Job: Return each line of the listing below, unchanged, and omit the images.

>>>

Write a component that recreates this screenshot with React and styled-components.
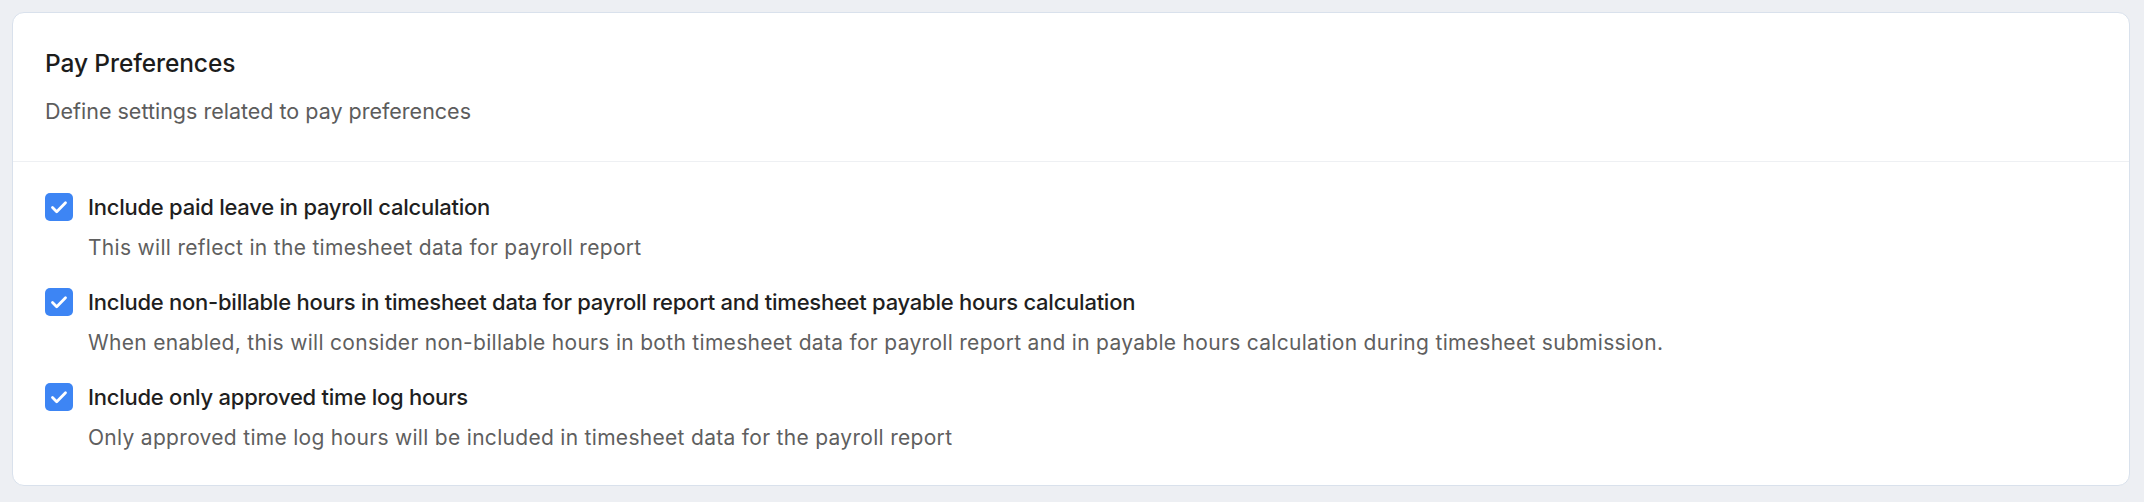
import React from 'react';
import styled, { createGlobalStyle } from 'styled-components';

const GlobalStyle = createGlobalStyle`
    html, body {
        margin: 0;
        padding: 0;
        background: #edeff3;
        font-family: Inter, "Noto Sans", sans-serif;
    }
`;

const Page = styled.div`
    padding: 12px 14px 16px 12px;
`;

const Card = styled.section`
    background: #ffffff;
    border: 1px solid #d9e1ec;
    border-radius: 12px;
`;

const Header = styled.div`
    padding: 34px 32px 36px;
    border-bottom: 1px solid #eef0f3;
`;

const Title = styled.h2`
    margin: 0;
    font-size: 24.5px;
    font-weight: 500;
    line-height: 32px;
    letter-spacing: -0.1px;
    color: #1c1c1c;
`;

const Subtitle = styled.p`
    margin: 18px 0 0;
    font-size: 21.5px;
    line-height: 28px;
    color: #5c5c5c;
`;

const List = styled.div`
    display: flex;
    flex-direction: column;
    gap: 26px;
    padding: 31px 32px 33px;
`;

const Option = styled.div`
    display: grid;
    grid-template-columns: 28px 1fr;
    column-gap: 15px;
    row-gap: 13px;
    align-items: center;
`;

const Box = styled.span`
    display: flex;
    align-items: center;
    justify-content: center;
    width: 28px;
    height: 28px;
    border-radius: 5px;
    background: ${p => (p.checked ? '#3d85f4' : '#ffffff')};
    border: ${p => (p.checked ? 'none' : '1px solid #c4cbd6')};
    box-sizing: border-box;
`;

const Label = styled.div`
    font-size: 22px;
    font-weight: 500;
    line-height: 28px;
    letter-spacing: -0.25px;
    color: #1f1f1f;
`;

const Desc = styled.div`
    grid-column: 2;
    font-size: 21px;
    line-height: 28px;
    letter-spacing: 0.3px;
    color: #5f5f5f;
`;

const Checkbox = ({ checked }) => (
    <Box checked={checked}>
        {checked && (
            <svg width="20" height="20" viewBox="0 0 20 20" fill="none">
                <path d="M3.5 10.5l4.2 4.2L16.5 5.8" stroke="#fff" strokeWidth="2.8" strokeLinecap="round" strokeLinejoin="round" />
            </svg>
        )}
    </Box>
);

const options = [
    {
        label: 'Include paid leave in payroll calculation',
        desc: 'This will reflect in the timesheet data for payroll report',
    },
    {
        label: 'Include non-billable hours in timesheet data for payroll report and timesheet payable hours calculation',
        desc: 'When enabled, this will consider non-billable hours in both timesheet data for payroll report and in payable hours calculation during timesheet submission.',
    },
    {
        label: 'Include only approved time log hours',
        desc: 'Only approved time log hours will be included in timesheet data for the payroll report',
    },
];

const App = () => {
    return (
        <Page>
            <GlobalStyle />
            <Card>
                <Header>
                    <Title>Pay Preferences</Title>
                    <Subtitle>Define settings related to pay preferences</Subtitle>
                </Header>
                <List>
                    {options.map(o => (
                        <Option key={o.label}>
                            <Checkbox checked />
                            <Label>{o.label}</Label>
                            <Desc>{o.desc}</Desc>
                        </Option>
                    ))}
                </List>
            </Card>
        </Page>
    );
};

export default App;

<<<

Written reply:
Write a component that recreates this screenshot with React and styled-components.
import React from 'react';
import styled, { createGlobalStyle } from 'styled-components';

const GlobalStyle = createGlobalStyle`
    html, body {
        margin: 0;
        padding: 0;
        background: #edeff3;
        font-family: Inter, "Noto Sans", sans-serif;
    }
`;

const Page = styled.div`
    padding: 12px 14px 16px 12px;
`;

const Card = styled.section`
    background: #ffffff;
    border: 1px solid #d9e1ec;
    border-radius: 12px;
`;

const Header = styled.div`
    padding: 34px 32px 36px;
    border-bottom: 1px solid #eef0f3;
`;

const Title = styled.h2`
    margin: 0;
    font-size: 24.5px;
    font-weight: 500;
    line-height: 32px;
    letter-spacing: -0.1px;
    color: #1c1c1c;
`;

const Subtitle = styled.p`
    margin: 18px 0 0;
    font-size: 21.5px;
    line-height: 28px;
    color: #5c5c5c;
`;

const List = styled.div`
    display: flex;
    flex-direction: column;
    gap: 26px;
    padding: 31px 32px 33px;
`;

const Option = styled.div`
    display: grid;
    grid-template-columns: 28px 1fr;
    column-gap: 15px;
    row-gap: 13px;
    align-items: center;
`;

const Box = styled.span`
    display: flex;
    align-items: center;
    justify-content: center;
    width: 28px;
    height: 28px;
    border-radius: 5px;
    background: ${p => (p.checked ? '#3d85f4' : '#ffffff')};
    border: ${p => (p.checked ? 'none' : '1px solid #c4cbd6')};
    box-sizing: border-box;
`;

const Label = styled.div`
    font-size: 22px;
    font-weight: 500;
    line-height: 28px;
    letter-spacing: -0.25px;
    color: #1f1f1f;
`;

const Desc = styled.div`
    grid-column: 2;
    font-size: 21px;
    line-height: 28px;
    letter-spacing: 0.3px;
    color: #5f5f5f;
`;

const Checkbox = ({ checked }) => (
    <Box checked={checked}>
        {checked && (
            <svg width="20" height="20" viewBox="0 0 20 20" fill="none">
                <path d="M3.5 10.5l4.2 4.2L16.5 5.8" stroke="#fff" strokeWidth="2.8" strokeLinecap="round" strokeLinejoin="round" />
            </svg>
        )}
    </Box>
);

const options = [
    {
        label: 'Include paid leave in payroll calculation',
        desc: 'This will reflect in the timesheet data for payroll report',
    },
    {
        label: 'Include non-billable hours in timesheet data for payroll report and timesheet payable hours calculation',
        desc: 'When enabled, this will consider non-billable hours in both timesheet data for payroll report and in payable hours calculation during timesheet submission.',
    },
    {
        label: 'Include only approved time log hours',
        desc: 'Only approved time log hours will be included in timesheet data for the payroll report',
    },
];

const App = () => {
    return (
        <Page>
            <GlobalStyle />
            <Card>
                <Header>
                    <Title>Pay Preferences</Title>
                    <Subtitle>Define settings related to pay preferences</Subtitle>
                </Header>
                <List>
                    {options.map(o => (
                        <Option key={o.label}>
                            <Checkbox checked />
                            <Label>{o.label}</Label>
                            <Desc>{o.desc}</Desc>
                        </Option>
                    ))}
                </List>
            </Card>
        </Page>
    );
};

export default App;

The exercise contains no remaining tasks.